EXERCISE DETAILS: Tally up the lines that include "index" and state that number by itself.

A run of records:

>> BEGIN

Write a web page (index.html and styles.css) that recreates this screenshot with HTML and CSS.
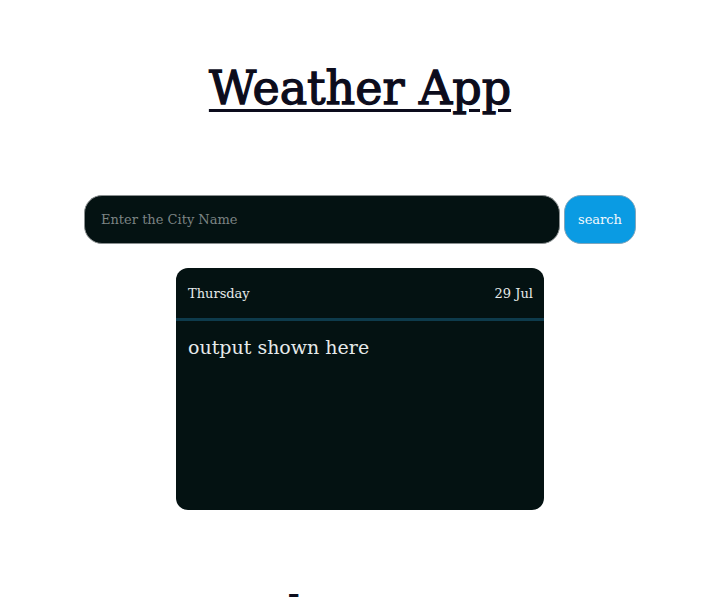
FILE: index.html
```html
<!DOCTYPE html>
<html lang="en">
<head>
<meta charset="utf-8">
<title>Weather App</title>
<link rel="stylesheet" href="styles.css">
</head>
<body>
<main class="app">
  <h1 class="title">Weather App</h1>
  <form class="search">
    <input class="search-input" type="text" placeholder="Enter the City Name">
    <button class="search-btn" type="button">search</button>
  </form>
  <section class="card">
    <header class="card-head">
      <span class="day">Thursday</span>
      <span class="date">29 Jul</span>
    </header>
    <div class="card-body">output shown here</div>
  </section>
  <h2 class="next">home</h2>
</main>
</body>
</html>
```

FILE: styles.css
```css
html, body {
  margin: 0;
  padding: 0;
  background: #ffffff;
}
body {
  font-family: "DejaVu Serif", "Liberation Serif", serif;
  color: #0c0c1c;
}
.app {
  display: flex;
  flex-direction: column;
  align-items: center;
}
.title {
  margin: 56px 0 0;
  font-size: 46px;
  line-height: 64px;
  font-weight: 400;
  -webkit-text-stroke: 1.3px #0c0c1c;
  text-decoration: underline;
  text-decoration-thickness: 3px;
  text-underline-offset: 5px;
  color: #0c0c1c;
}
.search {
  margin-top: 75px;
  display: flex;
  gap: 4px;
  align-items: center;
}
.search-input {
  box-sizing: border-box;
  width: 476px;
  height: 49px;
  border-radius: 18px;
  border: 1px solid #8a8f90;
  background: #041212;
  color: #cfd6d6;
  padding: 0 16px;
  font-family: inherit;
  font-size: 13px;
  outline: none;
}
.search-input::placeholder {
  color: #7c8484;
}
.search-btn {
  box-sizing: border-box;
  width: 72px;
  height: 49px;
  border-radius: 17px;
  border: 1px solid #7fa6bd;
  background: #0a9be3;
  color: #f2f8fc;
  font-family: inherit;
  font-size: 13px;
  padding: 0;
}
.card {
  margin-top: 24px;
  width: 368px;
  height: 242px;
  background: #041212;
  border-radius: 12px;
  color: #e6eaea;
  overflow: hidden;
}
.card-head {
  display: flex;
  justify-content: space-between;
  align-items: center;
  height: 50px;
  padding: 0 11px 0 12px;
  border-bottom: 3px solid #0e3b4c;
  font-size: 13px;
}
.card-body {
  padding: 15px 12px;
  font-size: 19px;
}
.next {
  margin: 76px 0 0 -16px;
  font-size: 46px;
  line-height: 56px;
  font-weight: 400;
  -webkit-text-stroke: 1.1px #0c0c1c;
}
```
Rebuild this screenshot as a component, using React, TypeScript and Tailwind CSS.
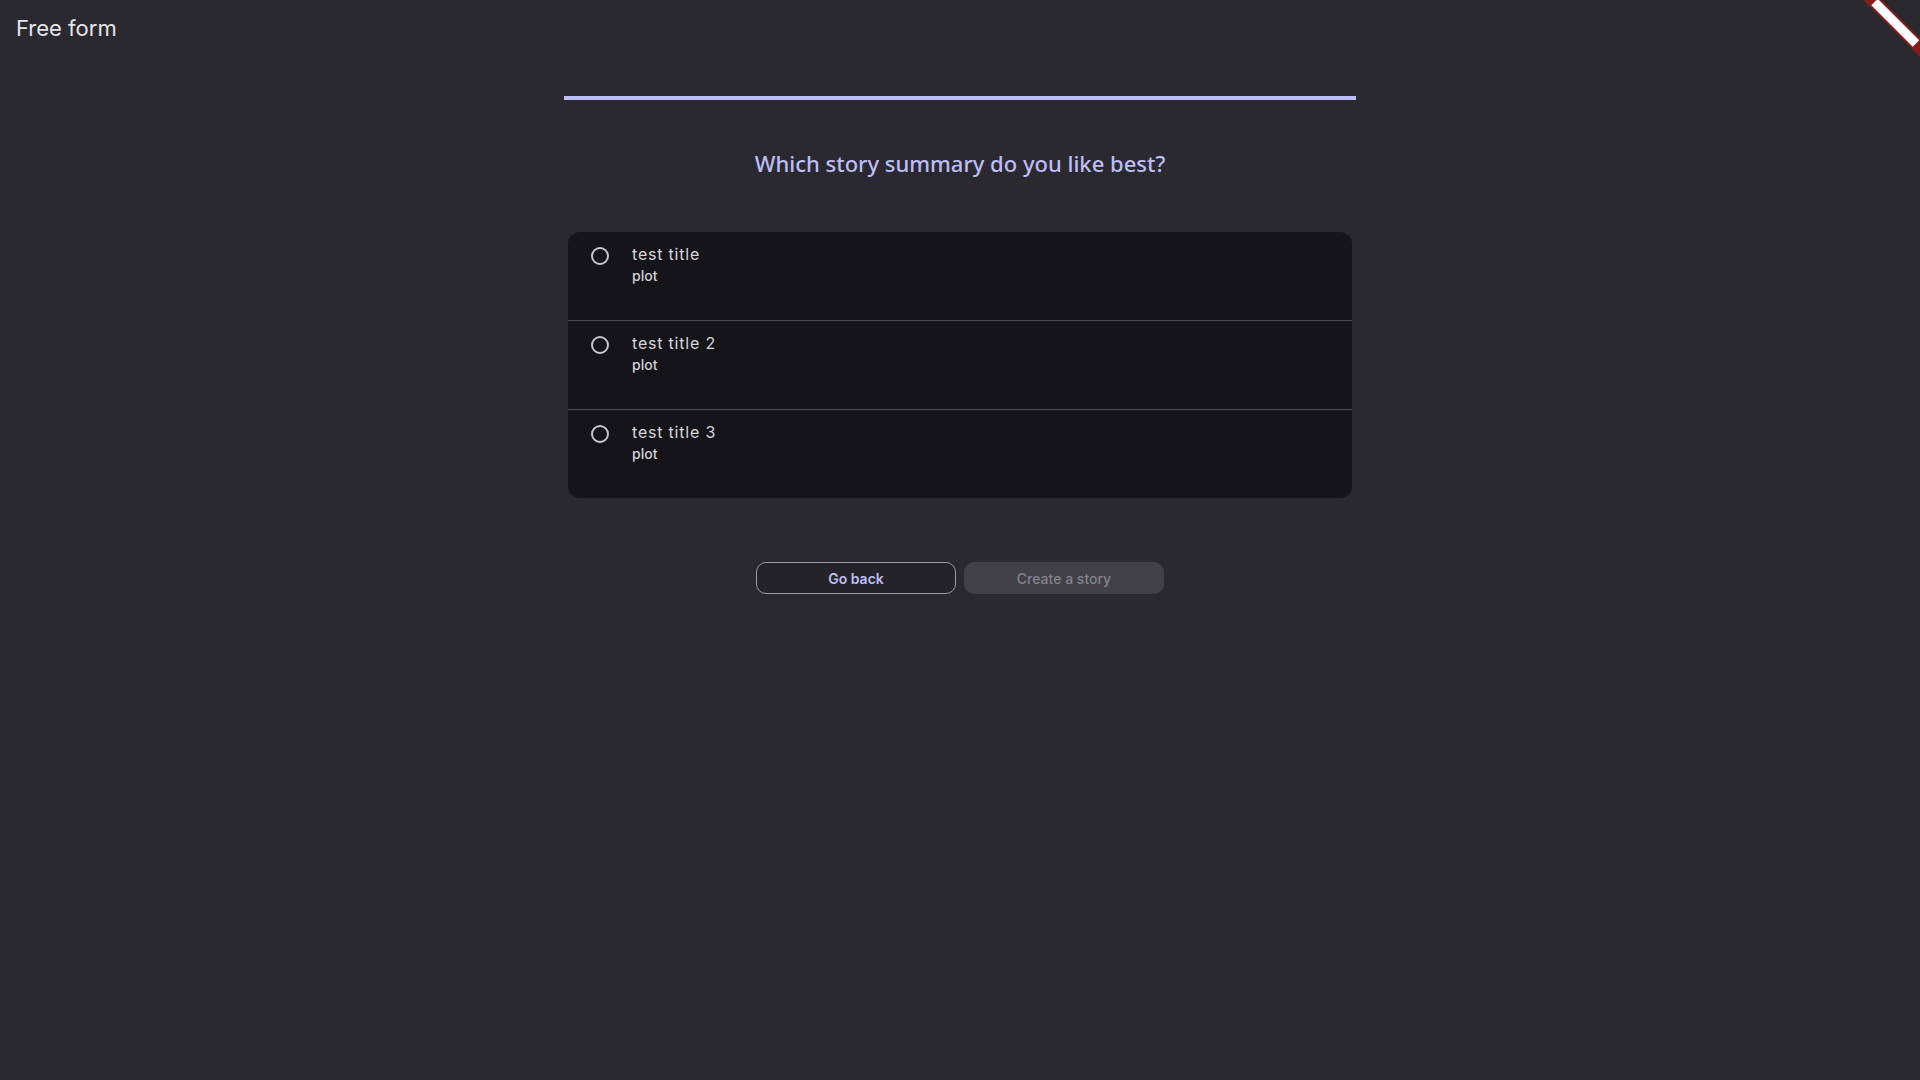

>> END

RESPONSE TO THE EXERCISE: 2